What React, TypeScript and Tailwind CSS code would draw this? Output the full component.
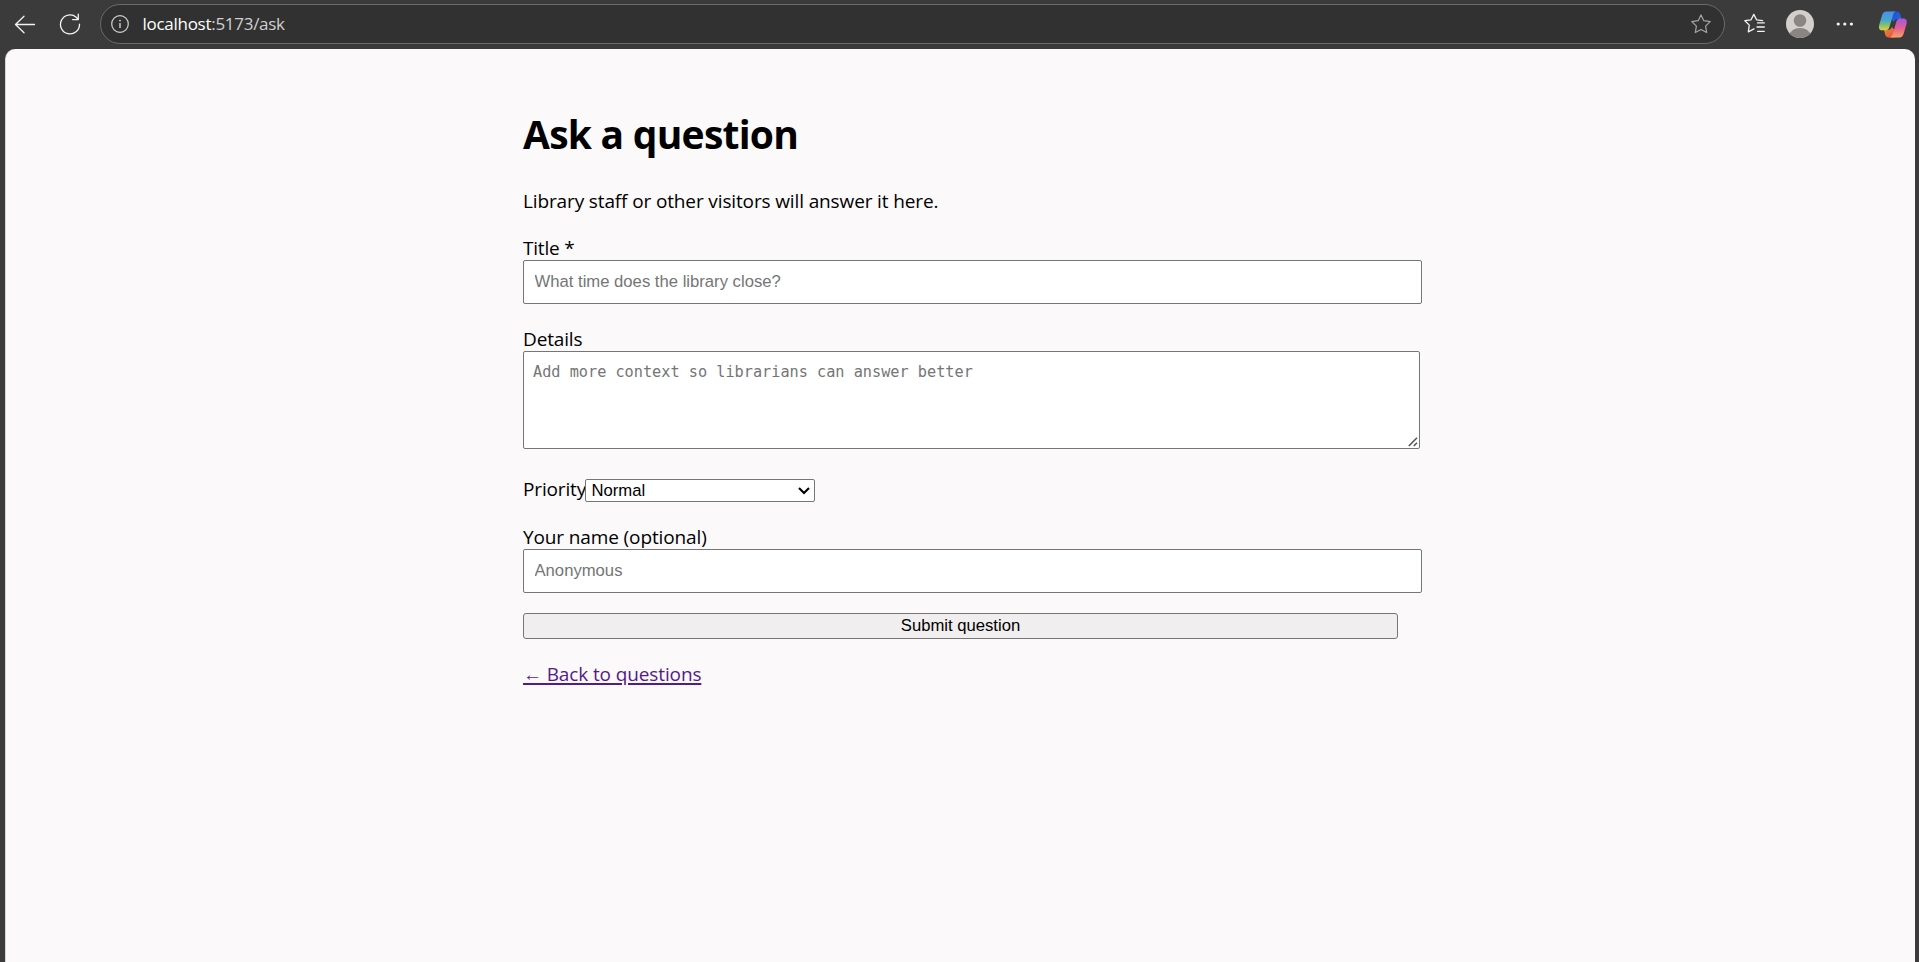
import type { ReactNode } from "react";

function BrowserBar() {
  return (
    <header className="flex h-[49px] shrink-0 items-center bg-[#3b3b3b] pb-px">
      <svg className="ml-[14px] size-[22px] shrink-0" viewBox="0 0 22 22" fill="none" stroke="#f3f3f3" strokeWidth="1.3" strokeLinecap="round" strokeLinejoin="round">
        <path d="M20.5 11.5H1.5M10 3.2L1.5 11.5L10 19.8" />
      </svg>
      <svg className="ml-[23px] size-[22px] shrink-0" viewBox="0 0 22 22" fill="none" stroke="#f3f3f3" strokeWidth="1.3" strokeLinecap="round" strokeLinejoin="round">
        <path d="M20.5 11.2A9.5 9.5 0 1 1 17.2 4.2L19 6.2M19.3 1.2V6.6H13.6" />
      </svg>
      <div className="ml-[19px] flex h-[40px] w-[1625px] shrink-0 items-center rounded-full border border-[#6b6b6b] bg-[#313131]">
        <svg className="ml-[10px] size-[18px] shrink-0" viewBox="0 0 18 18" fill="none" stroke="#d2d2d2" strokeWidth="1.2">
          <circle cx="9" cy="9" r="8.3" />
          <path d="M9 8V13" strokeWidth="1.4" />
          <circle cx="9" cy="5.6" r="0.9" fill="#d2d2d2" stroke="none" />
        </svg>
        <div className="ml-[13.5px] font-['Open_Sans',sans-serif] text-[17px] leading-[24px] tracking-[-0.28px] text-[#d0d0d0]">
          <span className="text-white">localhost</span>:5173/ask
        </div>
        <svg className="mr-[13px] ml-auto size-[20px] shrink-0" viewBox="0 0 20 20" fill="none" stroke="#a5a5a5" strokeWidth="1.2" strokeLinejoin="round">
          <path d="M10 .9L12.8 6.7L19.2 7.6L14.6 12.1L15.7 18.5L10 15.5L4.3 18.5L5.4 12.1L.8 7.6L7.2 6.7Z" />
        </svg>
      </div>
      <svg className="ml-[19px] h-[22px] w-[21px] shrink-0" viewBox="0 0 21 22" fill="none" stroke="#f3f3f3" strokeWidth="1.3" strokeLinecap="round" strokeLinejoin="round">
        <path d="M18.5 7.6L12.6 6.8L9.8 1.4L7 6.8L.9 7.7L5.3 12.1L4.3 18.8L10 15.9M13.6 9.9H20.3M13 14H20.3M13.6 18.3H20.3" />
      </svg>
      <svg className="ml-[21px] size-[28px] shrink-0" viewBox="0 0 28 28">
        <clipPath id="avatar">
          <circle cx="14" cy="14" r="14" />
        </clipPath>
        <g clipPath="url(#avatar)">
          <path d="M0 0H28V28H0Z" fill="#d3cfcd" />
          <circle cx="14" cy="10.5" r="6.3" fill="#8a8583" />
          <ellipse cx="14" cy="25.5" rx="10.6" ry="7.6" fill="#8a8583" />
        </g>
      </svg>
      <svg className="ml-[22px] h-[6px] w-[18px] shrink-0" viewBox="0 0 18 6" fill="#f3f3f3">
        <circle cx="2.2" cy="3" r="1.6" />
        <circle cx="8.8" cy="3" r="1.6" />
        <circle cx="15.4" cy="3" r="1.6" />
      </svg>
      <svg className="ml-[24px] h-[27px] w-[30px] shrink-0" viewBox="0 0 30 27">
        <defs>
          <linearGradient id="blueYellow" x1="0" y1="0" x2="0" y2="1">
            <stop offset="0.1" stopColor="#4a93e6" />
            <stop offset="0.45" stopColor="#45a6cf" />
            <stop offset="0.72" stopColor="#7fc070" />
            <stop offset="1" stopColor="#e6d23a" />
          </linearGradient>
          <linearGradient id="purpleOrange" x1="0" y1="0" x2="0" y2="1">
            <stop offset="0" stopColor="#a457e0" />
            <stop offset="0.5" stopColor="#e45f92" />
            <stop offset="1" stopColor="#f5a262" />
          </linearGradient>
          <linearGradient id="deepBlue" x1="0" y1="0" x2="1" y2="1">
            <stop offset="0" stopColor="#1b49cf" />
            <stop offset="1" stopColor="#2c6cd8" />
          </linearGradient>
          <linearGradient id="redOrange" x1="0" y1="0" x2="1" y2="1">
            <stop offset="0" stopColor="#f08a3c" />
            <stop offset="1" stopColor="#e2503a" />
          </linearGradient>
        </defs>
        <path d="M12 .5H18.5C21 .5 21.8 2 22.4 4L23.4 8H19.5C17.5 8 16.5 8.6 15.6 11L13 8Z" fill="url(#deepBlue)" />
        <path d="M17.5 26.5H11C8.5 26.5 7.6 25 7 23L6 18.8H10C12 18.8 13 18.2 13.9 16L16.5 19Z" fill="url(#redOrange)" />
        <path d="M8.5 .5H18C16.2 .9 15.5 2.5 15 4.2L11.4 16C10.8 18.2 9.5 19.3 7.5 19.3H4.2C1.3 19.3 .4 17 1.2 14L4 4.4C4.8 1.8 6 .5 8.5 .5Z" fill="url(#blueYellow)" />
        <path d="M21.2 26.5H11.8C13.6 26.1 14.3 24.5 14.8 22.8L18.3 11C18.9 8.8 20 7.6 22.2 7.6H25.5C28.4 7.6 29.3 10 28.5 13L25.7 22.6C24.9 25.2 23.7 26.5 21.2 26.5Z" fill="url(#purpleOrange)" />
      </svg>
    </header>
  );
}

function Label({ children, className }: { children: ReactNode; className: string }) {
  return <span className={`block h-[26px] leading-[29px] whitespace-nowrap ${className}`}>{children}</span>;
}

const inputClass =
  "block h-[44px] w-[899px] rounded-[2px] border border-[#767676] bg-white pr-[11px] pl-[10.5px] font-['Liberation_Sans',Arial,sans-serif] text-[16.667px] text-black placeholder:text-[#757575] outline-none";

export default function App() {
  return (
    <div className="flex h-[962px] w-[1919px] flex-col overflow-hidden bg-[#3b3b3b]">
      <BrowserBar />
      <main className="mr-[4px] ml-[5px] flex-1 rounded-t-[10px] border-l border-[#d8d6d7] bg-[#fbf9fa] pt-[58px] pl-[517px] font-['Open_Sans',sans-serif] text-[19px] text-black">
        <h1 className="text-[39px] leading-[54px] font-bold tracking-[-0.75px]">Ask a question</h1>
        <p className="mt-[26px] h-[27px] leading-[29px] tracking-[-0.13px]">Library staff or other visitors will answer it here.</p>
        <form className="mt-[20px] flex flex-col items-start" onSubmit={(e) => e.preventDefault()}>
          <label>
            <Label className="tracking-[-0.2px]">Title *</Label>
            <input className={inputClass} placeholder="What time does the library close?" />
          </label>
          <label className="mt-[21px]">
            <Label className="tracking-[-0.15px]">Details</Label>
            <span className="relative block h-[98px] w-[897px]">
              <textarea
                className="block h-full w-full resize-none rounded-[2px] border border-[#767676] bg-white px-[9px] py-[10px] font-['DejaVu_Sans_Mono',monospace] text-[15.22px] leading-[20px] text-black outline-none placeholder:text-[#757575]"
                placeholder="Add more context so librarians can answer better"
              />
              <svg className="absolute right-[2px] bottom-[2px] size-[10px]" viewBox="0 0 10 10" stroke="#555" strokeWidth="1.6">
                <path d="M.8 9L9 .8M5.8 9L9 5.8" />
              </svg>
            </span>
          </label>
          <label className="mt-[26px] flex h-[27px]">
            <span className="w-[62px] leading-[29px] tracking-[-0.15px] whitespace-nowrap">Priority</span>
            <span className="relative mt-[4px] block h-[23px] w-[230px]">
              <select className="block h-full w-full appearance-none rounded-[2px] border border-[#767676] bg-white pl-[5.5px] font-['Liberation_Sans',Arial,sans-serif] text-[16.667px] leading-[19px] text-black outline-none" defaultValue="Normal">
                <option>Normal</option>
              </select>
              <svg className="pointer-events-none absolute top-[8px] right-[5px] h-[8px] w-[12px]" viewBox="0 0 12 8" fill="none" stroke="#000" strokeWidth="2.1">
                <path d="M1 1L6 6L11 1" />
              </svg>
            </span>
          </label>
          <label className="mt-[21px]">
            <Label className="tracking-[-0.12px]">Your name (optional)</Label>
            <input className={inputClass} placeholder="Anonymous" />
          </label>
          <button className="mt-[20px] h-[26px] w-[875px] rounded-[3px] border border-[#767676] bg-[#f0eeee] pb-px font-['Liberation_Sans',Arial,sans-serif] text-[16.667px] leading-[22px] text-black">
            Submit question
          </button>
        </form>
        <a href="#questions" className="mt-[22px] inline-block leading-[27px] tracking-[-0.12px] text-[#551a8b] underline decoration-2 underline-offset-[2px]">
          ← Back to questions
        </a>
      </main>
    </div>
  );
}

## TASK
From the material, report only how many lines include the word "What".

## THE COMPLETED TASK
2